The difference between a first visit and a regular is not just frequency. It is spend per visit, willingness to try new dishes, tolerance for occasional mistakes, and likelihood of recommending you to friends.
The profile that grows
Every guest should have a profile that accumulates over time:
Basic information: Name, contact details, booking history, no-show record.
Preferences: Preferred seating (window, corner, quiet area). Dining style (quick lunch, leisurely dinner). Celebration dates (birthdays, anniversaries).
Requirements: Allergies and dietary restrictions. Accessibility needs. Language preferences.
Observations: Favourite dishes. Wine preferences. Server notes from past visits.
This profile starts thin -- name and phone number from the first booking -- and grows richer with every visit. By the third visit, you should know their name, their usual preferences, and something personal about them.
Capturing information naturally
The best guest data comes from natural interactions, not interrogations.
At booking: "Is this for a special occasion?" and "Any dietary requirements?" -- these are standard questions that populate the profile without feeling intrusive.
At the table: "How was everything?" (note what they loved). "Same wine as last time?" (observe patterns). Staff observations are the richest data source. Train your team to note: "Table 7 mentioned they always sit at the window -- add to profile."
After the visit: Feedback responses and review content reveal what mattered to the guest.
Loyalty program members visit restaurants 20% more frequently and spend 20% higher per visit compared to non-members.

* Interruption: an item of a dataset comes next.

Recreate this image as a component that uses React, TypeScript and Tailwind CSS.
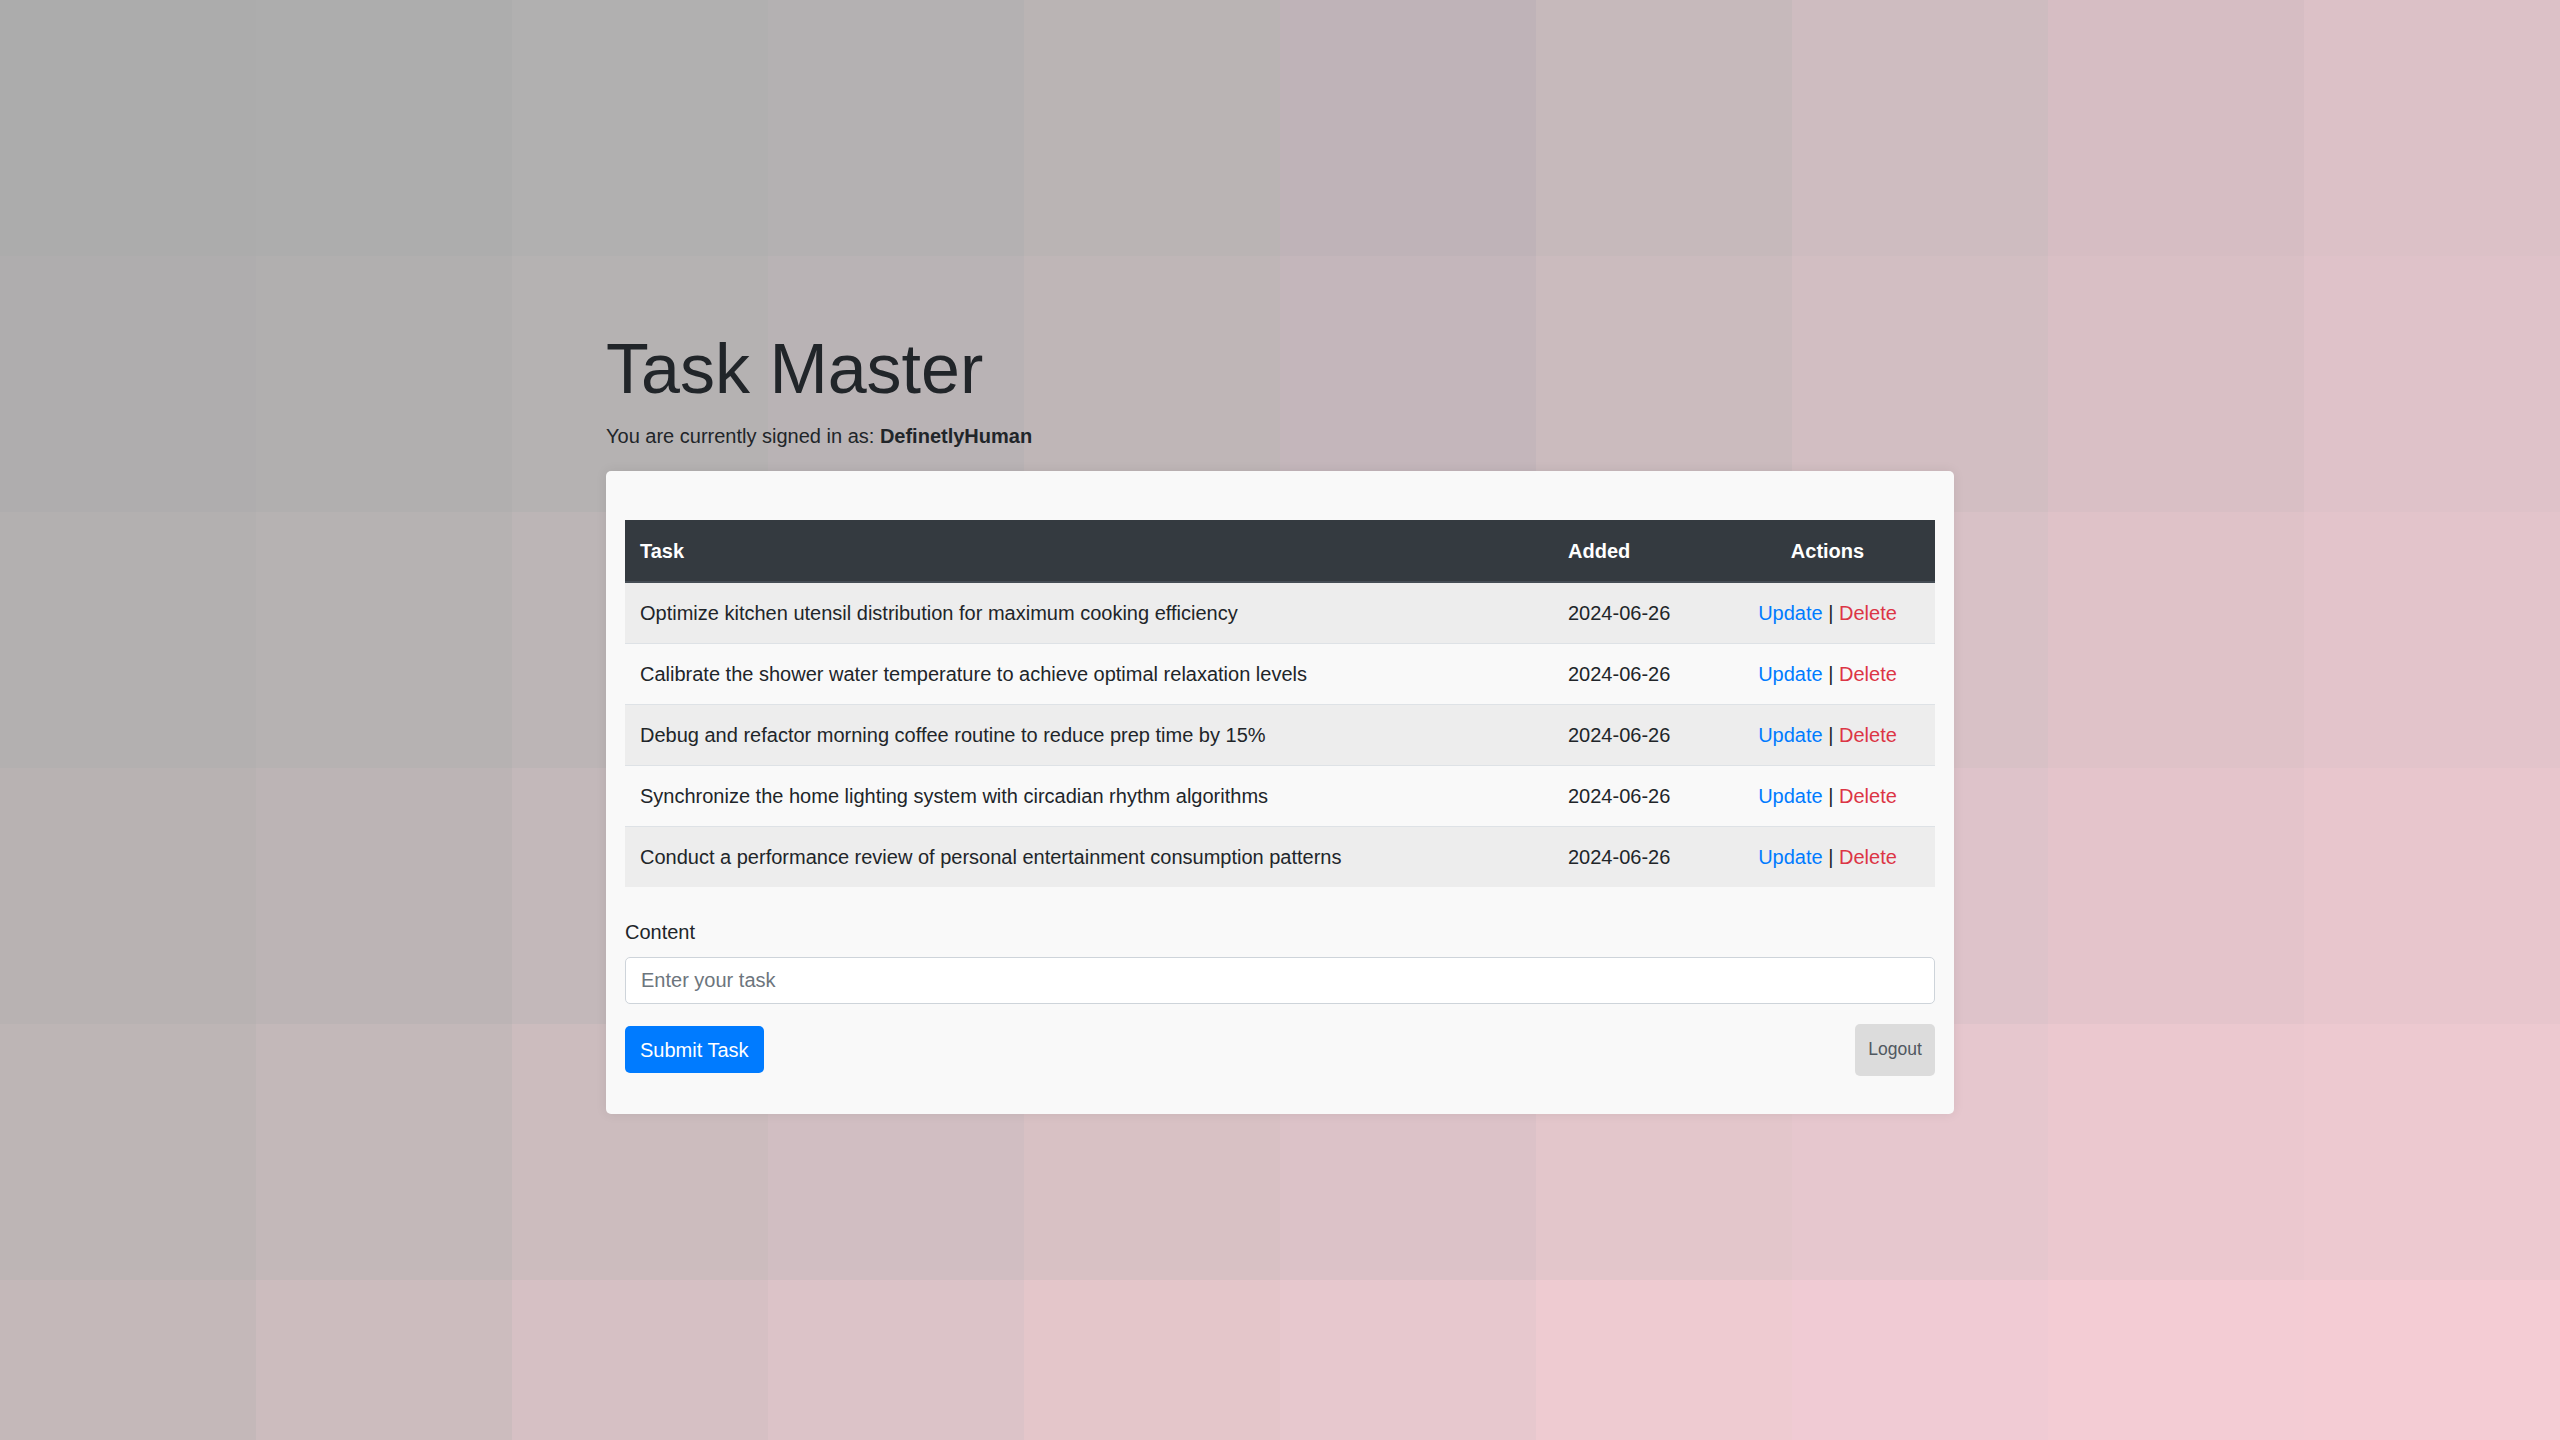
import React from "react";

const tasks = [
  "Optimize kitchen utensil distribution for maximum cooking efficiency",
  "Calibrate the shower water temperature to achieve optimal relaxation levels",
  "Debug and refactor morning coffee routine to reduce prep time by 15%",
  "Synchronize the home lighting system with circadian rhythm algorithms",
  "Conduct a performance review of personal entertainment consumption patterns",
];

// top and bottom tile rows of the backdrop, sampled from the design
const topRow = ["#acacac", "#adadad", "#b1b0b0", "#b4b1b2", "#bab4b4", "#bfb3b8", "#c6b9bb", "#cebcc0", "#d6bdc3", "#dcc1c7"];
const bottomRow = ["#c4b8b9", "#ccbcbe", "#d6c0c4", "#dcc3c8", "#e4c6ca", "#e7c8ce", "#eecbd1", "#f0cbd4", "#f3ccd4", "#f4ccd4"];
const rowMix = [0, 0.12, 0.3, 0.48, 0.72, 1];

function mix(a: string, b: string, t: number) {
  const pa = [1, 3, 5].map((i) => parseInt(a.slice(i, i + 2), 16));
  const pb = [1, 3, 5].map((i) => parseInt(b.slice(i, i + 2), 16));
  const c = pa.map((v, i) => Math.round(v + (pb[i] - v) * t));
  return `rgb(${c[0]}, ${c[1]}, ${c[2]})`;
}

function Backdrop() {
  return (
    <div className="col-start-1 row-start-1 grid grid-cols-10 auto-rows-[256px] h-[1440px] overflow-hidden">
      {rowMix.map((t, r) =>
        topRow.map((c, i) => (
          <div key={`${r}-${i}`} style={{ backgroundColor: mix(c, bottomRow[i], t) }} />
        ))
      )}
    </div>
  );
}

export default function App() {
  return (
    <div className="grid h-[1440px] w-full overflow-hidden font-['Liberation_Sans',Arial,sans-serif] text-[#212529]">
      <Backdrop />

      <div className="col-start-1 row-start-1 flex items-center justify-center">
        <div className="w-[1348px]">
          <h1 className="text-[70px] leading-[84px] font-normal mb-[10px]">Task Master</h1>
          <p className="text-[20px] leading-[30px] mb-[20px]">
            You are currently signed in as: <b className="font-bold">DefinetlyHuman</b>
          </p>

          {/* Card */}
          <div className="bg-[#f9f9f9] rounded-[5px] shadow-[0_0_12px_rgba(0,0,0,0.08)] pt-[49px] px-[19px] pb-[38px]">
            <table className="w-[1310px] table-fixed border-collapse text-[20px] leading-[30px] mb-[30px]">
              <colgroup>
                <col className="w-[928px]" />
                <col className="w-[167px]" />
                <col className="w-[215px]" />
              </colgroup>
              <thead>
                <tr className="bg-[#343a40] text-white">
                  <th className="text-left font-bold px-[15px] py-[15px] border-t border-t-[#343a40] border-b-2 border-b-[#454d55]">Task</th>
                  <th className="text-left font-bold px-[15px] py-[15px] border-t border-t-[#343a40] border-b-2 border-b-[#454d55]">Added</th>
                  <th className="text-center font-bold px-[15px] py-[15px] border-t border-t-[#343a40] border-b-2 border-b-[#454d55]">Actions</th>
                </tr>
              </thead>
              <tbody>
                {tasks.map((task, i) => (
                  <tr key={task} className={i % 2 === 0 ? "bg-[#ededed]" : "bg-[#f9f9f9]"}>
                    <td className="px-[15px] py-[15px] border-t border-[#dee2e6] whitespace-nowrap">{task}</td>
                    <td className="px-[15px] py-[15px] border-t border-[#dee2e6]">2024-06-26</td>
                    <td className="px-[15px] py-[15px] border-t border-[#dee2e6] text-center">
                      <a href="#" className="text-[#007bff]">Update</a> |{" "}
                      <a href="#" className="text-[#dc3545]">Delete</a>
                    </td>
                  </tr>
                ))}
              </tbody>
            </table>

            <label className="block text-[20px] leading-[30px] mb-[10px]">Content</label>
            <input
              type="text"
              placeholder="Enter your task"
              className="block w-full h-[47px] bg-white border border-[#ced4da] rounded-[5px] px-[15px] text-[20px] placeholder:text-[#6c757d] outline-none"
            />

            <div className="flex items-center justify-between mt-[20px] h-[52px]">
              <button className="h-[47px] px-[15px] bg-[#007bff] text-white text-[20px] rounded-[5px]">Submit Task</button>
              <button className="h-[52px] w-[80px] bg-[#dcdcdc] text-[#505860] text-[17.5px] rounded-[5px]">Logout</button>
            </div>
          </div>
        </div>
      </div>
    </div>
  );
}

The profile is the foundation of that loyalty. Members stay loyal because the restaurant knows them.
From data to action
Information is worthless without action. The profile must surface when needed.
Before service: Pre-shift briefings should cover VIP guests tonight, special occasions, notable preferences, and potential issues from past complaints.
At seating: The host should see preferred table, usual server, and any past reliability concerns.
During service: Servers should know allergies, past orders, favourites, and celebration information.
At farewell: "Hope your anniversary was special" or "See you next month for your birthday?" -- these small acknowledgments compound into loyalty.
The regular recognition moment
"Back for the risotto, Michael?" is worth more than any discount. It signals that the guest matters, that they are known, that this restaurant is different from the anonymous one down the street.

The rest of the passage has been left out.